**What is being asked**. Retype only what runs from the first line of the listing to the line holding "import React from", both included. Do not retype the pictures.

**Data block**.

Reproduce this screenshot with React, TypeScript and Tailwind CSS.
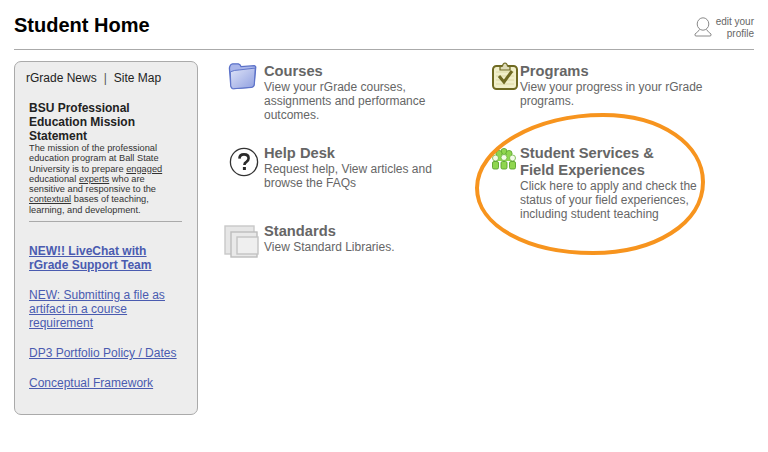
import React from "react";

const FolderIcon = () => (
  <svg width="30" height="29" viewBox="0 0 32 30" className="shrink-0">
    <defs>
      <linearGradient id="fg" x1="0" y1="0" x2="1" y2="1">
        <stop offset="0" stopColor="#dfe4f8" />
        <stop offset="1" stopColor="#8f9fe0" />
      </linearGradient>
    </defs>
    <path d="M1.5 6 Q2 2 5 1.5 L11 1.5 Q13 2 14 4.5 L28 3.5 Q30 4 29.5 6 L28 23 Q28 26 25 26.5 L6 28 Q3.5 28 3 25 Z" fill="#aab6ea" stroke="#5a70c8" strokeWidth="1.4" />
    <path d="M2.5 10 Q7 8 12 8 L29 6 L28 23 Q28 26 25 26.5 L6 28 Q3.5 28 3 25 Z" fill="url(#fg)" stroke="#5a70c8" strokeWidth="1" />
  </svg>
);

const HelpIcon = () => (
  <svg width="30" height="30" viewBox="0 0 30 30" className="shrink-0">
    <circle cx="15" cy="15" r="13.6" fill="#fff" stroke="#333" strokeWidth="1.3" />
    <path d="M10.4 11.6 Q10.6 7.4 15 7.4 Q19.6 7.4 19.6 11.2 Q19.6 13.4 17.4 14.8 Q15.4 16 15.4 18" fill="none" stroke="#2b2b2b" strokeWidth="2.6" />
    <rect x="13.9" y="20" width="3" height="3" fill="#2b2b2b" />
  </svg>
);

const StandardsIcon = () => (
  <svg width="36" height="34" viewBox="0 0 36 34" className="shrink-0">
    <rect x="1" y="1" width="29" height="28" fill="#e6e6e6" stroke="#c8c8c8" strokeWidth="1.4" />
    <rect x="7" y="7" width="26" height="25" fill="#e9e9e9" stroke="#bdbdbd" strokeWidth="1.4" />
    <rect x="13" y="12" width="21" height="17" fill="#efefef" stroke="#c4c4c4" strokeWidth="1.4" />
  </svg>
);

const ProgramsIcon = () => (
  <svg width="26" height="28" viewBox="0 0 26 28" className="shrink-0">
    <rect x="1" y="4" width="24" height="23" rx="3.5" fill="#f1efc9" stroke="#6f6a22" strokeWidth="2" />
    <path d="M4 10h18M4 14h18M4 18h18M4 22h18" stroke="#dcd9a6" strokeWidth="1" />
    <path d="M8 5 L10.5 4 Q11 1 13 1 Q15 1 15.5 4 L18 5 L18 8 L8 8 Z" fill="#dedbb8" stroke="#6f6a22" strokeWidth="1.2" />
    <path d="M7 14 L12 20 L20 9" fill="none" stroke="#6f6a22" strokeWidth="3" />
  </svg>
);

const back: [number, number][] = [[12, 3.5], [7, 5.5], [17, 5.5]];
const front: [number, number][] = [[3.5, 10], [12, 9.5], [20.5, 10]];
const StudentIcon = () => (
  <svg width="24" height="22" viewBox="0 0 24 22" className="shrink-0">
    {back.map(([x, y], i) => (
      <circle key={i} cx={x} cy={y} r="3.1" fill="#8fd64f" stroke="#5aa22c" strokeWidth="0.8" />
    ))}
    <rect x="5" y="7" width="14" height="6" fill="#8fd64f" />
    {front.map(([x, y], i) => (
      <circle key={i} cx={x} cy={y} r="3" fill="#f4fbe9" stroke="#6ab53a" strokeWidth="0.8" />
    ))}
    <rect x="0.5" y="13.5" width="6" height="7.5" rx="1.5" fill="#8fd64f" stroke="#5aa22c" strokeWidth="0.9" />
    <rect x="9" y="13.5" width="6" height="7.5" rx="1.5" fill="#8fd64f" stroke="#5aa22c" strokeWidth="0.9" />
    <rect x="17.5" y="13.5" width="6" height="7.5" rx="1.5" fill="#8fd64f" stroke="#5aa22c" strokeWidth="0.9" />
  </svg>
);

const ProfileIcon = () => (
  <svg width="18" height="20" viewBox="0 0 18 20" className="shrink-0">
    <ellipse cx="9" cy="7" rx="5.8" ry="6.2" fill="none" stroke="#8a8a8a" strokeWidth="1" />
    <path d="M5.5 12.5 Q4 15 1 17 Q0.5 19 2 19 L16 19 Q17.5 19 17 17 Q14 15 12.5 12.5" fill="none" stroke="#8a8a8a" strokeWidth="1" />
  </svg>
);

function Item({ icon, title, lines, iconBox }: { icon: React.ReactNode; title: string[]; lines: string[]; iconBox: string }) {
  return (
    <div className="flex">
      <div className={iconBox}>{icon}</div>
      <div>
        {title.map((t) => (
          <div key={t} className="text-[14.7px] leading-[17px] font-bold text-[#666]">{t}</div>
        ))}
        {lines.map((l) => (
          <div key={l} className="text-[12px] leading-[14px] text-[#666] whitespace-nowrap">{l}</div>
        ))}
      </div>
    </div>
  );
}

export default function App() {
  return (
    <div className="relative w-[768px] h-[452px] bg-white overflow-hidden px-[14px] font-['Liberation_Sans',Arial,sans-serif]">
      <div className="flex justify-between h-[50px] border-b border-[#aaa]">
        <h1 className="pt-[13px] text-[20px] leading-[24px] font-bold text-black">Student Home</h1>
        <div className="flex pt-[11px] gap-[4px] -ml-[1px]">
          <div className="pt-[6px]"><ProfileIcon /></div>
          <div className="text-[10px] leading-[11.5px] text-right text-[#666] pt-[5px]">edit your<br />profile</div>
        </div>
      </div>
      <div className="flex mt-[11px]">
        <aside className="w-[184px] h-[354px] shrink-0 rounded-[7px] border border-[#aaa] bg-[#ededed]">
          <div className="pl-[11px] pt-[9px] text-[12px] leading-[15px] text-[#222] whitespace-nowrap">
            rGrade News<span className="mx-[7px] text-[#555]">|</span>Site Map
          </div>
          <div className="ml-[14px] mr-[15px] mt-[15px]">
            <div className="text-[12px] leading-[14px] font-bold text-[#222]">BSU Professional<br />Education Mission<br />Statement</div>
            <div className="text-[9.25px] leading-[10.3px] text-[#333] whitespace-nowrap">
              The mission of the professional<br />
              education program at Ball State<br />
              University is to prepare <span className="underline">engaged</span><br />
              educational <span className="underline">experts</span> who are<br />
              sensitive and responsive to the<br />
              <span className="underline">contextual</span> bases of teaching,<br />
              learning, and development.
            </div>
            <div className="mt-[6px] border-t border-[#aaa]" />
            <div className="mt-[22px] text-[12px] leading-[14px] text-[#4a5bb0] underline">
              <a className="block font-bold whitespace-nowrap">NEW!! LiveChat with<br />rGrade Support Team</a>
              <a className="block mt-[16px] whitespace-nowrap">NEW: Submitting a file as<br />artifact in a course<br />requirement</a>
              <a className="block mt-[16px] whitespace-nowrap">DP3 Portfolio Policy / Dates</a>
              <a className="block mt-[16px] whitespace-nowrap">Conceptual Framework</a>
            </div>
          </div>
        </aside>
        <main className="flex">
          <div className="ml-[30px] w-[264px] pt-[2px]">
            <Item iconBox="w-[36px] -mt-[1px]" icon={<FolderIcon />} title={["Courses"]} lines={["View your rGrade courses,", "assignments and performance", "outcomes."]} />
            <div className="mt-[23px]">
              <Item iconBox="w-[36px] pt-[2px] pl-[1px]" icon={<HelpIcon />} title={["Help Desk"]} lines={["Request help, View articles and", "browse the FAQs"]} />
            </div>
            <div className="mt-[33px] -ml-[4px]">
              <Item iconBox="w-[40px] pt-[2px]" icon={<StandardsIcon />} title={["Standards"]} lines={["View Standard Libraries."]} />
            </div>
          </div>
          <div className="pt-[2px]">
            <Item iconBox="w-[28px] -mt-[1px]" icon={<ProgramsIcon />} title={["Programs"]} lines={["View your progress in your rGrade", "programs."]} />
            <div className="mt-[37px]">
              <Item iconBox="w-[28px] pt-[3px]" icon={<StudentIcon />} title={["Student Services &", "Field Experiences"]} lines={["Click here to apply and check the", "status of your field experiences,", "including student teaching"]} />
            </div>
          </div>
        </main>
      </div>
      <svg width="240" height="150" viewBox="0 0 240 150" className="absolute left-[470px] top-[110px] pointer-events-none">
        <path d="M7 78 C7 38 66 5 133 5 C192 5 233 35 233 72 C233 114 184 143 123 143 C58 143 7 116 7 78 Z" fill="none" stroke="#f7941e" strokeWidth="4" />
      </svg>
    </div>
  );
}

**Response to the task**.
Reproduce this screenshot with React, TypeScript and Tailwind CSS.
import React from "react";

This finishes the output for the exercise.